┌────────

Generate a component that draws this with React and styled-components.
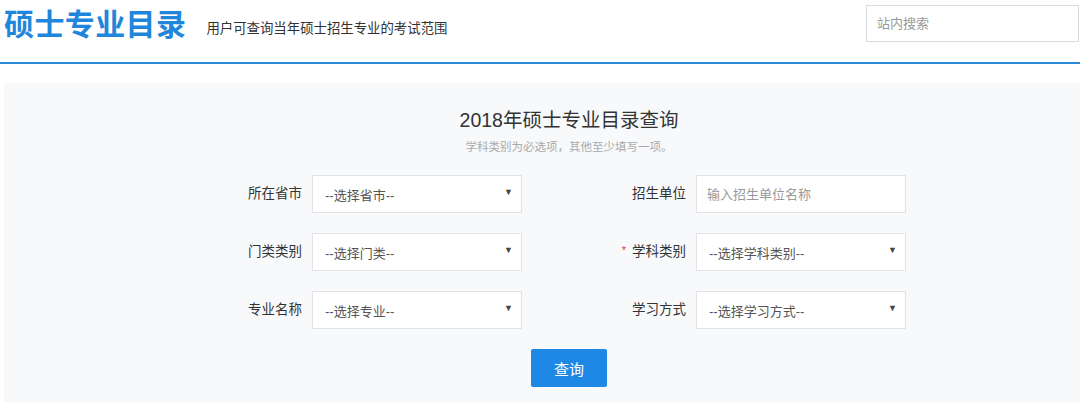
import styled, { createGlobalStyle } from 'styled-components'

const GlobalStyle = createGlobalStyle`
  html, body {
    margin: 0;
    padding: 0;
    background: #fff;
    overflow: hidden;
  }
  body {
    font-family: "Liberation Sans", "Noto Sans CJK SC", sans-serif;
    color: #333;
  }
  * { box-sizing: border-box; }
`

const Page = styled.div`
  width: 100%;
`

const Header = styled.header`
  height: 64px;
  border-bottom: 2px solid #2b87d8;
  display: flex;
  align-items: flex-start;
  padding: 0 0 0 4px;
`

const Brand = styled.h1`
  margin: 6px 0 0;
  font-size: 30px;
  line-height: 38px;
  font-weight: 700;
  color: #1f86dc;
  letter-spacing: 0.4px;
`

const Slogan = styled.p`
  margin: 20px 0 0 20px;
  font-size: 13.4px;
  line-height: 18px;
  color: #333;
`

const Search = styled.input`
  margin: 5px 1px 0 auto;
  width: 213px;
  height: 37px;
  border: 1px solid #dcdcdc;
  padding: 0 10px;
  font-family: inherit;
  font-size: 13px;
  outline: none;
  &::placeholder { color: #999; }
`

const Panel = styled.section`
  margin: 19px 0 0 4px;
  background: #f8f9fb;
  padding: 20px 0 16px 54px;
`

const Title = styled.h2`
  margin: 0;
  text-align: center;
  font-size: 19.5px;
  line-height: 34px;
  font-weight: 400;
  color: #333;
`

const Hint = styled.p`
  margin: 1px 0 0;
  text-align: center;
  font-size: 11.5px;
  line-height: 18px;
  color: #aaa;
`

const FormGrid = styled.div`
  margin: 19px 0 0 164px;
  display: grid;
  grid-template-columns: 300px 300px;
  column-gap: 84px;
  row-gap: 20px;
`

const Field = styled.div`
  display: flex;
  align-items: center;
  height: 38px;
`

const Label = styled.label`
  width: 90px;
  padding-right: 10px;
  text-align: right;
  font-size: 13.5px;
  color: #333;
  margin-top: -4px;
`

const Star = styled.span`
  color: #e04040;
  font-size: 11px;
  margin-right: 6px;
  position: relative;
  top: -2px;
`

const SelectBox = styled.div`
  width: 210px;
  height: 38px;
  background: #fff;
  border: 1px solid #e1e3e6;
  display: flex;
  align-items: center;
  justify-content: space-between;
  padding: 0 8px 0 12px;
  font-size: 13px;
  color: #555;
`

const Arrow = styled.span`
  font-size: 9px;
  color: #444;
  margin-top: -4px;
`

const TextInput = styled.input`
  width: 210px;
  height: 38px;
  background: #fff;
  border: 1px solid #e1e3e6;
  padding: 0 10px;
  font-family: inherit;
  font-size: 13px;
  outline: none;
  &::placeholder { color: #999; }
`

const Actions = styled.div`
  display: flex;
  justify-content: center;
  margin-top: 20px;
`

const Button = styled.button`
  width: 76px;
  height: 38px;
  border: none;
  border-radius: 2px;
  background: #1e88e5;
  color: #fff;
  font-family: inherit;
  font-size: 15px;
`

const Select = ({ text }) => (
  <SelectBox>
    <span>{text}</span>
    <Arrow>▼</Arrow>
  </SelectBox>
)

const App = () => {
  return (
    <Page>
      <GlobalStyle />
      <Header>
        <Brand>硕士专业目录</Brand>
        <Slogan>用户可查询当年硕士招生专业的考试范围</Slogan>
        <Search placeholder="站内搜索" />
      </Header>

      <Panel>
        <Title>2018年硕士专业目录查询</Title>
        <Hint>学科类别为必选项，其他至少填写一项。</Hint>

        <FormGrid>
          <Field>
            <Label>所在省市</Label>
            <Select text="--选择省市--" />
          </Field>
          <Field>
            <Label>招生单位</Label>
            <TextInput placeholder="输入招生单位名称" />
          </Field>
          <Field>
            <Label>门类类别</Label>
            <Select text="--选择门类--" />
          </Field>
          <Field>
            <Label><Star>*</Star>学科类别</Label>
            <Select text="--选择学科类别--" />
          </Field>
          <Field>
            <Label>专业名称</Label>
            <Select text="--选择专业--" />
          </Field>
          <Field>
            <Label>学习方式</Label>
            <Select text="--选择学习方式--" />
          </Field>
        </FormGrid>

        <Actions>
          <Button>查询</Button>
        </Actions>
      </Panel>
    </Page>
  )
}

export default App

└────────

_WRITTEN TASK_. Show each line of the listing that holds the string "components".

_SOLVED PROBLEM_.
Generate a component that draws this with React and styled-components.
import styled, { createGlobalStyle } from 'styled-components'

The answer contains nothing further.